3. Rückblick: Schreib, was du siehst
Das war das Schreibthema der dritten Woche: Schreib, was du siehst
Rückblick
Menschen. Sie drängen sich in die Straßenbahn, ohne vorher die Leute rauszulassen, die aussteigen wollen. Sie trinken die Milch aus und stellen den leeren Karton zurück in den Kühlschrank. Sie reden im Kino! Aber sind sie nicht wahnsinnig interessant?
In der dritten Woche von Seitenwind haben wir Leute beobachtet und von der Straße weg in unsere Texte geholt. Entstanden ist eine beeindruckende Sammlung fein gezeichneter Porträts.
Ein wohnungsloser alter Herr in der Straßenbahn, mit Löchern in seinen Plastiktüten „wie kleine Vulkankrater“. Käthe vonne Bude, von zierlicher Gestalt und mit einer Stimme „wie ein altes, ungeöltes Scharnier“. Wie genau in dieser Woche hingesehen wurde, merkt man an vielen einzigartigen und evokativen Formulierungen. Noch nie zuvor habe ich von einer Figur mit „hechtgrünen Augen“ gelesen, aber ich kann mir diese Augen unmittelbar vorstellen.
Es ist fast unmöglich, einen Menschen zu beschreiben, ohne zumindest anzudeuten, in welcher Beziehung man selbst (oder der Erzähler) zu ihm steht. Und damit hat man dann schon fast einen Plot! Wir lasen in der dritten Woche von flüchtigen Begegnungen, ersten Dates, mindestens einer Trennung und vielleicht vom Beginn einer wunderbaren Freundschaft. Manche Texte zeigten in wenigen Zeilen tiefe, komplexe Beziehungen:
Ist das ein zaghaftes Lächeln, das du mir schenkst? (…) Diese Hand, die einst so kraftvoll den Teppichklopfer umfasste, bevor er auf mich herniedersauste, diese Stahlarbeiterhand, die stahlharte Schläge austeilte. Weißt du noch? Wie kraftlos sie doch heute ist.
Wir haben viele Menschen erlebt und vielleicht ein bisschen besser verstanden: die gestresste Mutter, den Mann mit dem Rucksack voller Walnüsse, das geflüchtete Kind auf Klassenfahrt, das von einer Fliegerübung aus dem Spiel gerissen wird. Aber wir wissen auch: Was wir gesehen haben, ist immer nur ein Ausschnitt. „Während ich das schreibe“, schließt ein Beitrag,
fällt mir auf, wie eindimensional unser Äußeres ist. Du könntest ein guter Freund, liebevoller Familienvater oder erfolgreicher Unternehmer eines Start-ups sein. Nichts davon lässt mein Text vermuten. Ich urteile über dich, anhand eines Augenblickes. Wie würde man mich beschreiben, wenn ich an deiner Stelle wäre?

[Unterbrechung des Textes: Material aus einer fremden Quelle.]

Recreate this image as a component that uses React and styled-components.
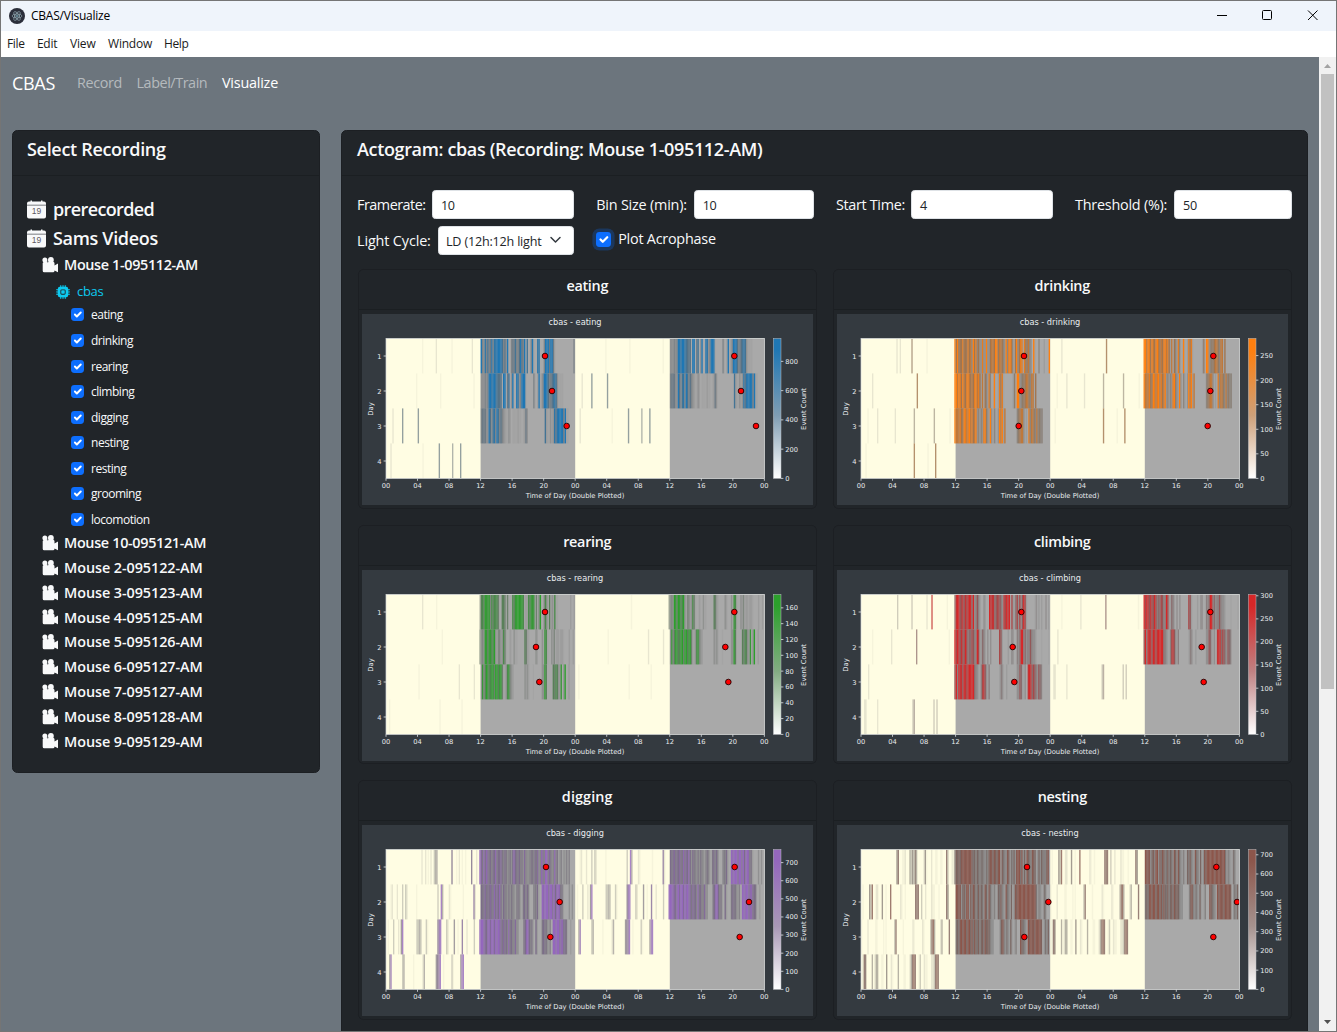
import React from "react";
import styled, { createGlobalStyle } from "styled-components";
import { BsCpuFill } from "react-icons/bs";

const Global = createGlobalStyle`
  *, *::before, *::after { box-sizing: border-box; }
  html, body { margin: 0; padding: 0; overflow: hidden; }
  body { font-family: "Open Sans", "Noto Sans", sans-serif; font-size: 14.4px; line-height: 1.5; color: #f8f9fa; }
`;

const Window = styled.div`
  width: 1337px;
  height: 1032px;
  display: flex;
  flex-direction: column;
  border: 1px solid #757575;
  background: #6c757d;
  overflow: hidden;
`;

const TitleBar = styled.header`
  flex: 0 0 30px;
  display: flex;
  align-items: center;
  background: #eff4fb;
  color: #000;
  padding-left: 8px;
`;

const Text = styled.span`
  display: inline-block;
  white-space: nowrap;
  font-size: ${(p) => p.$size || 14.4}px;
  font-weight: ${(p) => p.$weight || 400};
  letter-spacing: ${(p) => p.$track || 0}px;
`;

const WindowTitle = styled.div`
  margin-left: 6px;
  flex: 1;
  line-height: 16px;
  padding-bottom: 1px;
`;

const WindowButtons = styled.div`
  display: flex;
  padding-right: 4px;
  svg { display: block; width: 46px; height: 30px; }
`;

const MenuBar = styled.nav`
  flex: 0 0 26px;
  display: flex;
  align-items: center;
  background: #fff;
  color: #1b1b1b;
  padding: 0 0 2px 6px;
`;

const MenuItem = styled.div`
  width: ${(p) => p.$w}px;
`;

const Viewport = styled.div`
  flex: 1;
  min-height: 0;
  display: flex;
`;

const Page = styled.div`
  flex: 1;
  min-width: 0;
  overflow: hidden;
`;

const Navbar = styled.nav`
  height: 73px;
  display: flex;
  padding: 10px 0 0 11px;
`;

const NavItem = styled.div`
  width: ${(p) => p.$w}px;
  height: 32px;
  display: flex;
  align-items: center;
  color: ${(p) => (p.$active ? "#fff" : "#b5babe")};
`;

const Columns = styled.main`
  display: flex;
  align-items: flex-start;
  gap: 21px;
  padding-left: 11px;
`;

const Card = styled.section`
  width: ${(p) => p.$w}px;
  height: ${(p) => p.$h}px;
  flex: none;
  background: #212529;
  border: 1px solid #1c1f23;
  border-radius: 5.4px;
`;

const CardHeader = styled.div`
  height: 45px;
  padding: 5px 0 0 ${(p) => p.$pad || 15}px;
  border-bottom: 1px solid #1b1f22;
`;

const Tree = styled.div`
  padding: 19px 0 0 14px;
`;

const TreeRow = styled.div`
  height: ${(p) => p.$h}px;
  padding-left: ${(p) => p.$indent || 0}px;
  display: flex;
  align-items: center;
  gap: ${(p) => p.$gap || 7}px;
  color: ${(p) => p.$color || "#f8f9fa"};
  svg { flex: none; display: block; }
`;

const ModelRow = styled(TreeRow)`
  padding-top: 5px;
`;

const CheckGroup = styled.div`
  height: 228.4px;
  ${Text} { padding-top: 1px; }
`;

const Box = styled.span`
  flex: none;
  width: ${(p) => p.$s}px;
  height: ${(p) => p.$s}px;
  border-radius: 3.4px;
  background: #0d6efd;
  box-shadow: ${(p) => (p.$focus ? "0 0 0 3.6px rgba(13,110,253,.25)" : "none")};
  display: flex;
  svg { width: 100%; height: 100%; }
`;

const Controls = styled.div`
  display: grid;
  grid-template-columns: 217px 217.5px 217px 217px;
  column-gap: 22.2px;
  row-gap: 7px;
  padding: 14px 15px 0;
`;

const Field = styled.label`
  display: flex;
  align-items: center;
  justify-content: space-between;
  height: 29px;
`;

const CheckField = styled.label`
  display: flex;
  align-items: center;
  gap: 7px;
  height: 26px;
`;

const Input = styled.span`
  width: ${(p) => p.$w}px;
  height: 29px;
  padding: 3px 8px 0;
  display: flex;
  align-items: center;
  justify-content: space-between;
  background: #fff;
  border: 1px solid #dee2e6;
  border-radius: 3.6px;
  color: #212529;
`;

const Select = styled(Input)`
  padding: 3px 8px 0 7px;
  svg { margin-top: -2px; }
`;

const Charts = styled.div`
  display: grid;
  grid-template-columns: repeat(2, 459.5px);
  column-gap: 15.5px;
  row-gap: 16px;
  padding: 14px 0 0 15.5px;
`;

const ChartCard = styled.article`
  height: 239.6px;
  border: 1px solid #1c1f23;
  border-radius: 5.4px;
`;

const ChartHeader = styled.div`
  height: 40px;
  padding-top: 5px;
  text-align: center;
  border-bottom: 1px solid #1b1f22;
`;

const ChartBody = styled.div`
  padding: 4px 0 0 3.6px;
  svg { display: block; }
`;

const ScrollTrack = styled.div`
  flex: 0 0 17px;
  display: flex;
  flex-direction: column;
  align-items: center;
  justify-content: space-between;
  background: #f1f1f1;
  svg { display: block; flex: none; }
`;

const Thumb = styled.div`
  width: 13px;
  height: 615px;
  margin-bottom: auto;
  background: #c1c1c1;
`;

const Check = () => (
  <svg viewBox="0 0 20 20">
    <path fill="none" stroke="#fff" strokeLinecap="round" strokeLinejoin="round" strokeWidth="3" d="m6 10 3 3 6-6" />
  </svg>
);

const CalendarIcon = () => (
  <svg width="19" height="19" viewBox="0 0 19 19">
    <path d="M2 1.500h1.500V.5h1.500v1h9V.5h1.500v1H17a2 2 0 0 1 2 2V16.500a2 2 0 0 1-2 2H2a2 2 0 0 1-2-2V3.500a2 2 0 0 1 2-2z" fill="#f8f9fa" />
    <path d="M0 4.500h19v1.500H0z" fill="#a3a5a8" />
    <text x="9.500" y="14.400" fontSize="8.500" fontFamily="Liberation Sans, sans-serif" textAnchor="middle" fill="#5f5a62">19</text>
  </svg>
);

const CameraIcon = () => (
  <svg width="16" height="16" viewBox="0 0 16 16" fill="#f8f9fa">
    <circle cx="2.900" cy="2.900" r="2.500" />
    <circle cx="8.900" cy="2.900" r="2.900" />
    <path d="M1.800 4.800h9.200a1.500 1.500 0 0 1 1.500 1.500v2.200L16 6.500v8.700l-3.500-1.700v.3a1.500 1.500 0 0 1-1.500 1.500H2.200a1.500 1.500 0 0 1-1.500-1.500V6z" />
    <circle cx="5.700" cy="4.900" r="0.600" fill="#6d7175" />
  </svg>
);

/* Each token is "start:levels"; every digit is the level of one ten minute bin. */
const BEHAVIORS = [
  { name: "eating", rgb: [31, 119, 180], max: 957, step: 200, marks: [[570, 1138], [591, 1158], [635, 1203]], days: [
    "201:1 242:2 289:1 350:2 377:943847458488999974639004557446964907004910088000499959951 655:4",
    "183:1 255:1 355:1 377:333434998998766609905703900983499910000041029124999645678731111",
    "112:2 141:5 188:5 377:455533963784974643211320111121101253 569:7211313 597:86899995 629:911",
    "106:2 202:1 251:5 291:4 315:5"] },
  { name: "drinking", rgb: [255, 127, 14], max: 285, step: 50, marks: [[582, 1150], [574, 1141], [566, 1133]], days: [
    "199:2 209:2 244:5 289:1 373:969666866686749684633833933677699577643948974069468818657430910040002 656:9",
    "126:2 260:6 373:997986976897676897862706428401910286810 548:25 560:993455677547716",
    "112:1 141:2 194:2 251:4 311:4 358:1 373:977786698789786793424389532930420397927 560:45677312 595:84775474544",
    "106:1 251:6 292:1 315:6"] },
  { name: "rearing", rgb: [44, 160, 44], max: 177, step: 20, marks: [[570, 1138], [543, 1111], [553, 1120]], days: [
    "201:2 243:1 373:367698894767775006650500076899989712176888150490047306132711 645:2 656:2",
    "260:1 373:434398698779314423751002103110 508:6521 541:32 560:318710 588:3241221221 641:2 653:2",
    "190:1 311:2 356:2 377:384698678959968951137843 472:2 508:3231 533:1 560:3396 593:65763280390 640:2",
    "102:1 253:1 319:1"] },
  { name: "climbing", rgb: [214, 39, 40], max: 303, step: 50, marks: [[574, 1141], [548, 1115], [553, 1121]], days: [
    "201:3 244:3 289:2 304:8 350:1 373:58996786878995934642 460:32 477:988856776438798917225737369720 613:1312 633:2 646:3 654:2",
    "126:1 183:2 258:5 356:1 373:979868769745576449722542030 480:3 507:762 533:2 543:33 560:435994534464332 633:1 654:1",
    "114:2 373:694988698789999543204786314 508:243 528:2 560:3365213 593:89857643654",
    "102:22 141:2 247:34 310:3 319:3"] },
  { name: "digging", rgb: [148, 103, 189], max: 773, step: 100, marks: [[573, 1139], [614, 1182], [586, 1154]], days: [
    "199:2 210:2 218:1 226:2 236:344 289:6 303:1 311:2 320:1 330:1 348:6 363:2 373:975868756466856675465345368655645374334554657348749947534845134132424",
    "106:12 125:2 141:3 150:32 183:1 247:3 257:94 281:21 323:1 355:72 377:656756676586768636543535432454205646400044 541:462 560:98999799796898552 641:3 650:3",
    "98:1 114:3 129:2 137:59 184:3343 212:31 247:689 273:32 296:5 307:1 320:7 334:2 356:3 373:999876897997989875766485644733 505:568964520 541:62 560:5655324 593:99899788665 645:2",
    "102:48 141:34 174:1 202:24 242:5679 264:1 289:31 315:489"] },
  { name: "nesting", rgb: [140, 86, 75], max: 728, step: 100, marks: [[591, 1159], [655, 1221], [583, 1150]], days: [
    "199:57 216:112 238:435364 280:251 303:2 315:11 330:11 348:73 363:12 373:576768898998975646545543547886876892754387254638995836396548762363654478",
    "97:1 117:538 137:22 155:5 166:1 180:8 210:21 224:1 255:777 273:3 285:2 303:211 325:1 348:75 377:988836749937587457465386385324216574328542613879999998999989952432154",
    "93:1 112:2 135:11 159:1 166:1 192:37 218:1 247:21 276:21 300:3784 330:24 356:7 377:56589799689685865746758676433 509:4784353262124 570:87543 593:97988798987 641:3536",
    "97:276 125:4 133:244 153:11 168:5 182:21 203:4 220:11 238:24787 265:13 281:211 303:223787"] },
];

const MIX = [0, 0, 0, 0.04, 0.1, 0.2, 0.34, 0.55, 0.82, 1];
const ALPHA = [0, 0.08, 0.2, 0.42, 0.64, 0.84, 1, 1, 1, 1];

/* Daytime bins sit on the pale band and blend into it more softly. */
const cellStyle = (rgb, level, day) => {
  const c = rgb.map((v) => Math.round(112 + (v - 112) * MIX[level]));
  return { fill: `rgb(${c.join(",")})`, fillOpacity: ALPHA[level] * (day ? 0.8 : 1) };
};

const BIN = 1.3125;

function Stripes({ data, rgb, x, y, limit }) {
  return data.split(" ").flatMap((token) => {
    const [start, levels] = token.split(":");
    return levels.split("").map((d, i) => {
      const px = (Number(start) - 93) / 3 + i * BIN;
      if (!Number(d) || px >= limit) return null;
      return <rect key={start + "-" + i} x={x + px} y={y} width={BIN + 0.04} height={35} style={cellStyle(rgb, Number(d), px < 93)} />;
    });
  });
}

function Actogram({ item }) {
  const { name, rgb, max, step, marks, days } = item;
  const L = 24, T = 24.4, H = 140, half = 189.2;
  const color = `rgb(${rgb.join(",")})`;
  const middle = `rgb(${rgb.map((v) => Math.round(v * 0.35 + 178 * 0.65)).join(",")})`;
  const ticks = [];
  for (let v = 0; v <= max; v += step) ticks.push(v);
  const hours = ["00", "04", "08", "12", "16", "20", "00", "04", "08", "12", "16", "20", "00"];
  return (
    <svg width="451" height="191" viewBox="0 0 451 191" fontFamily="DejaVu Sans, sans-serif" fill="#e9ecef">
      <defs>
        <linearGradient id={"bar-" + name} x1="0" y1="0" x2="0" y2="1">
          <stop offset="0" stopColor={color} />
          <stop offset="0.08" stopColor={color} />
          <stop offset="0.55" stopColor={middle} />
          <stop offset="1" stopColor="#fff" />
        </linearGradient>
        <clipPath id={"plot-" + name}><rect x={L} y={T} width={378.4} height={H} /></clipPath>
      </defs>
      <rect width="451" height="191" fill="#343a40" />
      <text x="213" y="10.8" fontSize="8.2" textAnchor="middle">cbas - {name}</text>
      <rect x={L} y={T} width={378.4} height={H} fill="#fffde3" />
      <rect x={L + half / 2} y={T} width={half / 2} height={H} fill="#a9a9a9" />
      <rect x={L + half * 1.5} y={T} width={half / 2} height={H} fill="#a9a9a9" />
      <g clipPath={`url(#plot-${name})`}>
        {days.map((d, i) => (
          <g key={i}>
            <Stripes data={d} rgb={rgb} x={L} y={T + i * 35} limit={half} />
            {i > 0 && <Stripes data={d} rgb={rgb} x={L + half} y={T + (i - 1) * 35} limit={half} />}
          </g>
        ))}
        {marks.map((row, i) => row.map((m) => (
          <circle key={m} cx={(m - 21) / 3} cy={T + 17.6 + i * 35} r="2.8" fill="#f00" stroke="#200" strokeWidth="0.9" />
        )))}
      </g>
      <rect x={L} y={T} width={378.4} height={H} fill="none" stroke="#d5d7d9" strokeWidth="0.7" />
      {hours.map((h, i) => (
        <g key={i}>
          <path d={`M${L + i * 31.53} 164.4v2.4`} stroke="#dee2e6" strokeWidth="0.8" />
          <text x={L + i * 31.53} y="174" fontSize="6.7" textAnchor="middle">{h}</text>
        </g>
      ))}
      {[1, 2, 3, 4].map((d, i) => (
        <g key={d}>
          <path d={`M21.6 ${T + 17.6 + i * 35}h2.4`} stroke="#dee2e6" strokeWidth="0.8" />
          <text x="19.5" y={T + 20.1 + i * 35} fontSize="6.7" textAnchor="end">{d}</text>
        </g>
      ))}
      <text x="213" y="184.4" fontSize="6.8" textAnchor="middle">Time of Day (Double Plotted)</text>
      <text transform="translate(10.8 95) rotate(-90)" fontSize="6.8" textAnchor="middle">Day</text>
      <rect x="411.4" y={T} width="7.6" height={H} fill={`url(#bar-${name})`} stroke="#b9bcc0" strokeWidth="0.5" />
      {ticks.map((v) => {
        const y = T + H - (v / max) * H;
        return (
          <g key={v}>
            <path d={`M419 ${y}h2.4`} stroke="#dee2e6" strokeWidth="0.8" />
            <text x="423.2" y={y + 2.4} fontSize="6.7">{v}</text>
          </g>
        );
      })}
      <text transform="translate(444.3 95) rotate(-90)" fontSize="6.8" textAnchor="middle">Event Count</text>
    </svg>
  );
}

const MICE = ["10-095121", "2-095122", "3-095123", "4-095125", "5-095126", "6-095127", "7-095127", "8-095128", "9-095129"];
const CHECKS = ["eating", "drinking", "rearing", "climbing", "digging", "nesting", "resting", "grooming", "locomotion"];
const MENU = [["File", 30, -0.35], ["Edit", 33, -0.3], ["View", 38, -0.18], ["Window", 56, -0.2], ["Help", 40, -0.4]];

export default function App() {
  return (
    <Window>
      <Global />
      <TitleBar>
        <svg width="16" height="16" viewBox="0 0 16 16">
          <circle cx="8" cy="8" r="8" fill="#2b2e3a" />
          <g fill="none" stroke="#a9c4cc" strokeWidth="0.7" opacity="0.8">
            <ellipse cx="8" cy="8" rx="5" ry="2" />
            <ellipse cx="8" cy="8" rx="5" ry="2" transform="rotate(60 8 8)" />
            <ellipse cx="8" cy="8" rx="5" ry="2" transform="rotate(120 8 8)" />
          </g>
          <circle cx="8" cy="8" r="0.8" fill="#9feaf9" />
        </svg>
        <WindowTitle><Text $size={12} $track={-0.23}>CBAS/Visualize</Text></WindowTitle>
        <WindowButtons>
          <svg viewBox="0 0 46 30"><path d="M23 14.5h10" stroke="#000" /></svg>
          <svg viewBox="0 0 46 30"><rect x="22.5" y="9.5" width="9" height="9" rx="1" fill="none" stroke="#000" /></svg>
          <svg viewBox="0 0 46 30"><path d="m22 9.5 9.5 9.5m0-9.5-9.5 9.5" stroke="#000" fill="none" /></svg>
        </WindowButtons>
      </TitleBar>
      <MenuBar>
        {MENU.map(([m, w, t]) => <MenuItem key={m} $w={w}><Text $size={12} $track={t}>{m}</Text></MenuItem>)}
      </MenuBar>
      <Viewport>
        <Page>
          <Navbar>
            <NavItem $w={65} $active><Text $size={18} $track={-0.3}>CBAS</Text></NavItem>
            <NavItem $w={59.5}><Text $track={-0.37}>Record</Text></NavItem>
            <NavItem $w={85.5}><Text $track={-0.44}>Label/Train</Text></NavItem>
            <NavItem $w={80} $active><Text $track={-0.22}>Visualize</Text></NavItem>
          </Navbar>
          <Columns>
            <Card $w={308} $h={643}>
              <CardHeader $pad={14}><Text $size={18} $weight={600} $track={-0.31}>Select Recording</Text></CardHeader>
              <Tree>
                {["prerecorded", "Sams Videos"].map((n, i) => (
                  <TreeRow key={n} $h={29}>
                    <CalendarIcon />
                    <Text $size={18} $weight={600} $track={i ? -0.33 : -0.62}>{n}</Text>
                  </TreeRow>
                ))}
                <TreeRow $h={24} $indent={14.6} $gap={6.4}>
                  <CameraIcon />
                  <Text $weight={600} $track={-0.35}>Mouse 1-095112-AM</Text>
                </TreeRow>
                <ModelRow $h={25.2} $indent={29} $color="#0dcaf0">
                  <BsCpuFill size={14} />
                  <Text $size={13} $track={-0.28}>cbas</Text>
                </ModelRow>
                <CheckGroup>
                  {CHECKS.map((c) => (
                    <TreeRow key={c} $h={25.55} $indent={44}>
                      <Box $s={13}><Check /></Box>
                      <Text $size={12} $track={-0.48}>{c}</Text>
                    </TreeRow>
                  ))}
                </CheckGroup>
                {MICE.map((m, i) => (
                  <TreeRow key={m} $h={24.82} $indent={14.6} $gap={6.4}>
                    <CameraIcon />
                    <Text $weight={600} $track={i ? -0.07 : -0.33}>Mouse {m}-AM</Text>
                  </TreeRow>
                ))}
              </Tree>
            </Card>
            <Card $w={967} $h={1000}>
              <CardHeader><Text $size={18} $weight={600} $track={-0.35}>Actogram: cbas (Recording: Mouse 1-095112-AM)</Text></CardHeader>
              <Controls>
                <Field><Text $track={-0.5}>Framerate:</Text><Input $w={142}><Text $size={12.6} $track={-0.5}>10</Text></Input></Field>
                <Field><Text $track={-0.2}>Bin Size (min):</Text><Input $w={120}><Text $size={12.6} $track={-0.5}>10</Text></Input></Field>
                <Field><Text $track={-0.32}>Start Time:</Text><Input $w={142}><Text $size={12.6}>4</Text></Input></Field>
                <Field><Text $track={-0.24}>Threshold (%):</Text><Input $w={118}><Text $size={12.6} $track={-0.3}>50</Text></Input></Field>
                <Field><Text $track={-0.13}>Light Cycle:</Text>
                  <Select $w={136}>
                    <Text $size={12.6} $track={-0.2}>LD (12h:12h light</Text>
                    <svg width="16" height="12" viewBox="0 0 16 12"><path d="m2 2.500 4.500 4.500L11 2.500" fill="none" stroke="#343a40" strokeWidth="1.5" strokeLinecap="round" strokeLinejoin="round" /></svg>
                  </Select>
                </Field>
                <CheckField><Box $s={15} $focus><Check /></Box><Text $track={-0.24}>Plot Acrophase</Text></CheckField>
              </Controls>
              <Charts>
                {BEHAVIORS.map((b) => (
                  <ChartCard key={b.name}>
                    <ChartHeader><Text $weight={600} $track={b.name === "digging" ? 0.1 : -0.3}>{b.name}</Text></ChartHeader>
                    <ChartBody><Actogram item={b} /></ChartBody>
                  </ChartCard>
                ))}
              </Charts>
            </Card>
          </Columns>
        </Page>
        <ScrollTrack>
          <svg width="17" height="17" viewBox="0 0 17 17"><path d="M5 11h7L8.500 7z" fill="#a3a3a3" /></svg>
          <Thumb />
          <svg width="17" height="17" viewBox="0 0 17 17"><path d="M5 6h7L8.500 10z" fill="#505050" /></svg>
        </ScrollTrack>
      </Viewport>
    </Window>
  );
}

Der Thread für die dritte Seitenwind-Woche ist jetzt geschlossen. Beiträge kann man dort nicht mehr posten. Aber Likes verteilen, das geht noch eine ganze Woche lang. So lange habt ihr Zeit, eure liebsten Beiträge auszuzeichnen.
Den Text mit den meisten Likes feiern wir mit einer Vollversion von Papyrus Autor, eine weitere verlosen wir unter allen, die teilgenommen haben. Am Dienstag, dem 8. November, erfahrt ihr, wer gewonnen hat.
Heute beginnt die vierte Woche unserer herbstlichen Schreibsaison. Und diesmal … müssen wir reden.
Wie hat euch das Thema der dritten Woche gefallen?
Ist es euch leicht gefallen, andere, vielleicht fremde Menschen so genau zu beobachten? Was waren die bedeutendsten Details, die ihr eingefangen habt? War euer Schreibprozess anders als sonst? Konntet ihr aus diesem Thema etwas für andere Projekte ziehen, an denen ihr arbeitet?